The recurse_on_term_no_err method is available when setting Err to Bottom. It returns the output directly without wrapping in Result.

The convenience trait TypedTermRecursor is a marker for recursors specialized to the typed AST (Str, Sort, Term). An analogous UntypedTermRecursor exists for untyped ASTs.

Error handling and cleanup hooks

When a TermRecursor callback returns Err, the traversal aborts immediately. However, scoped constructs (let, forall/exists, match) may have already called their setup_* hooks to extend the recursor's environment. If the error occurs inside such a scope, the environment modifications from those hooks would be left behind — potentially corrupting the recursor's state for future use.

To address this, the traversal engine automatically rewinds the stack on error, calling a corresponding cleanup_*_on_error hook for each scoped frame that was entered but not yet completed:

Setup hook	Cleanup hook	Frame type
`setup_let_scope`	`cleanup_let_scope_on_error`	`let`
`setup_quantifier_scope`	`cleanup_quantifier_scope_on_error`	`forall` / `exists`
`setup_match_case_scope`	`cleanup_match_case_scope_on_error`	`match` arm

All three cleanup hooks have default no-op implementations, so existing recursors that set Err = Bottom (infallible) are unaffected. Recursors that can fail and maintain mutable state across scopes should override the relevant hooks to undo their setup_* side effects.

For example, a recursor that pushes a scope frame in setup_quantifier_scope should pop it in cleanup_quantifier_scope_on_error:

fn setup_quantifier_scope(
    &mut self, _: &Term, vs: &[VarBinding<Str, Sort>], _: &Term, _: bool,
) -> Result<(), MyError> {
    self.env.push(/* new scope from vs */);
    Ok(())
}

fn cleanup_quantifier_scope_on_error(
    &mut self, _: &Term, _: &[VarBinding<Str, Sort>], _: &Term, _: bool,
) {
    self.env.pop();
}

The cleanup hooks are called in stack order (innermost scope first) during the rewind, mirroring the reverse of the setup_* call sequence.

Reducing boilerplate with `TypedBuilder`

Implementing TermRecursor requires defining callbacks for every term variant, even when most of them simply rebuild the term unchanged. The TypedBuilder struct provides a complete set of identity-rebuild callbacks for the typed AST (Str, Sort, Term), so custom recursors only need to override the callbacks with actual logic.

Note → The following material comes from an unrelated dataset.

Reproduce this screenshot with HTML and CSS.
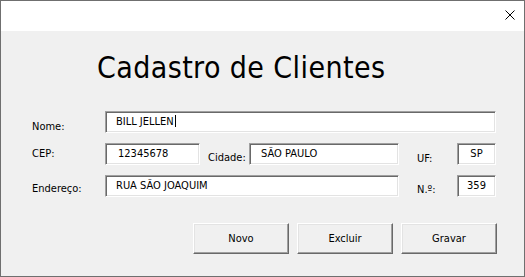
FILE: index.html
```html
<!DOCTYPE html>
<html lang="pt-BR">
<head>
    <meta charset="UTF-8">
    <meta name="viewport" content="width=device-width, initial-scale=1.0">
    <title>Cadastro de Clientes</title>
    <link rel="stylesheet" href="styles.css">
</head>
<body>
    <div class="window">
        <div class="titlebar">
            <svg class="close" width="10" height="10" viewBox="0 0 10 10">
                <path d="M0.5 0.5 L9.5 9.5 M9.5 0.5 L0.5 9.5" stroke="#000" stroke-width="1" fill="none"/>
            </svg>
        </div>

        <div class="content">
            <h1 class="title">Cadastro de Clientes</h1>

            <div class="row">
                <span class="label label-nome">Nome:</span>
                <div class="field field-nome">BILL JELLEN<span class="caret"></span></div>
            </div>

            <div class="row">
                <span class="label label-cep">CEP:</span>
                <div class="field field-cep">12345678</div>
                <span class="label label-cidade">Cidade:</span>
                <div class="field field-cidade">SÃO PAULO</div>
                <span class="label label-uf">UF:</span>
                <div class="field field-small">SP</div>
            </div>

            <div class="row">
                <span class="label label-end">Endereço:</span>
                <div class="field field-end">RUA SÃO JOAQUIM</div>
                <span class="label label-num">N.º:</span>
                <div class="field field-small">359</div>
            </div>

            <div class="buttons">
                <button class="btn">Novo</button>
                <button class="btn">Excluir</button>
                <button class="btn">Gravar</button>
            </div>
        </div>
    </div>
</body>
</html>
```

FILE: styles.css
```css
body {
    margin: 0;
    font-family: "DejaVu Sans Condensed", "DejaVu Sans", sans-serif;
    font-stretch: condensed;
    color: #000;
}

.window {
    width: 525px;
    height: 277px;
    box-sizing: border-box;
    border: 1px solid #6f6f6f;
    display: flex;
    flex-direction: column;
    background-color: #f0f0f0;
}

.titlebar {
    height: 30px;
    background-color: #fff;
    display: flex;
    justify-content: flex-end;
    align-items: flex-start;
    padding: 9px 9px 0 0;
    box-sizing: border-box;
}

.close {
    display: block;
}

.content {
    flex: 1;
    padding-left: 31px;
}

.title {
    margin: 19px 0 25px 65px;
    font-size: 30px;
    line-height: 36px;
    font-weight: normal;
    letter-spacing: 0.4px;
}

.row {
    display: flex;
    align-items: flex-start;
    height: 22px;
    margin-bottom: 10px;
}

.label {
    font-size: 11px;
    line-height: 13px;
    box-sizing: border-box;
}

.label-nome { width: 73px; margin-top: 9px; }
.label-cep { width: 73px; margin-top: 4px; }
.label-end { width: 73px; margin-top: 7px; }
.label-cidade { width: 49px; padding-left: 8px; margin-top: 8px; }
.label-uf { width: 58px; padding-left: 18px; margin-top: 9px; }
.label-num { width: 58px; padding-left: 18px; margin-top: 8px; }

.field {
    height: 22px;
    box-sizing: border-box;
    background-color: #fff;
    border: 1px solid;
    border-color: #a0a0a0 #fff #fff #a0a0a0;
    box-shadow: inset 1px 1px 0 #696969, inset -1px -1px 0 #e3e3e3;
    font-size: 11px;
    line-height: 13px;
    padding: 3px 0 0 10px;
    white-space: nowrap;
}

.field-nome { width: 391px; }
.field-cep { width: 95px; padding-left: 12px; }
.field-cidade { width: 150px; padding-left: 11px; }
.field-end { width: 294px; }
.field-small {
    width: 39px;
    padding-left: 0;
    text-align: center;
}

.caret {
    display: inline-block;
    width: 1px;
    height: 12px;
    background-color: #000;
    vertical-align: -2px;
    margin-left: 1px;
}

/* row margin collapses into this one, so it holds the full gap */
.buttons {
    display: flex;
    gap: 8px;
    margin: 26px 0 0 161px;
}

.btn {
    width: 96px;
    height: 31px;
    font-family: inherit;
    font-stretch: condensed;
    font-size: 11px;
    color: #000;
    background-color: #f0f0f0;
    border: 1px solid;
    border-color: #fff #696969 #696969 #fff;
    box-shadow: inset -1px -1px 0 #a0a0a0, inset 1px 1px 0 #e3e3e3;
    padding: 0;
}
```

TypedBuilder is designed to be embedded as a field and combined with the delegate crate to forward boilerplate callbacks:

use delegate::delegate;
use yaspar_ir::ast::*;
use yaspar_ir::ast::alg::*;
use yaspar_ir::ast::boilerplates::TypedBuilder;

pub struct MyRecursor<'a> {
    inner: TypedBuilder<'a, Context>,
    // ... custom state ...
}

impl TermRecursor<Str, Sort, Term> for MyRecursor<'_> {
    type Out = Term;
    type Attr = Attribute;
    type Binding = VarBinding<Str, Term>;
    type Pattern = ();
    type Arm = PatternArm;
    type Err = Bottom;

    // Forward all rebuild-only callbacks to TypedBuilder
    delegate! {
        to self.inner {
            fn on_constant(&mut self, current: &Term, c: &Constant, s: &Option<Sort>) -> Result<Term, Bottom>;
            fn on_global(&mut self, current: &Term, id: &QualifiedIdentifier, s: &Option<Sort>) -> Result<Term, Bottom>;
            fn on_app(&mut self, current: &Term, id: &QualifiedIdentifier, ts: &[Term], s: &Option<Sort>, recs: Vec<Term>) -> Result<Term, Bottom>;
            fn on_eq(&mut self, current: &Term, a: &Term, b: &Term, a_rec: Term, b_rec: Term) -> Result<Term, Bottom>;
            fn on_and(&mut self, current: &Term, ts: &[Term], recs: Vec<Term>) -> Result<Term, Bottom>;
            fn on_or(&mut self, current: &Term, ts: &[Term], recs: Vec<Term>) -> Result<Term, Bottom>;
            // ... other callbacks that don't need custom logic ...
        }
    }

    // Override only the callbacks with custom logic
    fn on_local(&mut self, current: &Term, id: &Local) -> Result<Term, Bottom> {
        // custom substitution, transformation, etc.
        Ok(current.clone())
    }

    // ...
}

See LetEliminatorInner in ast::letelim and MonomorphizerInner in ast::mono for complete real-world examples of this pattern.

Memoized term recursion with `Memoize`

Because typed terms are hashconsed, structurally identical sub-terms share the same identity. A plain TermRecursor traversal will re-visit such shared sub-terms every time they appear. The Memoize wrapper caches the Out result for each term node, so repeated encounters return the cached value immediately — skipping the entire sub-tree.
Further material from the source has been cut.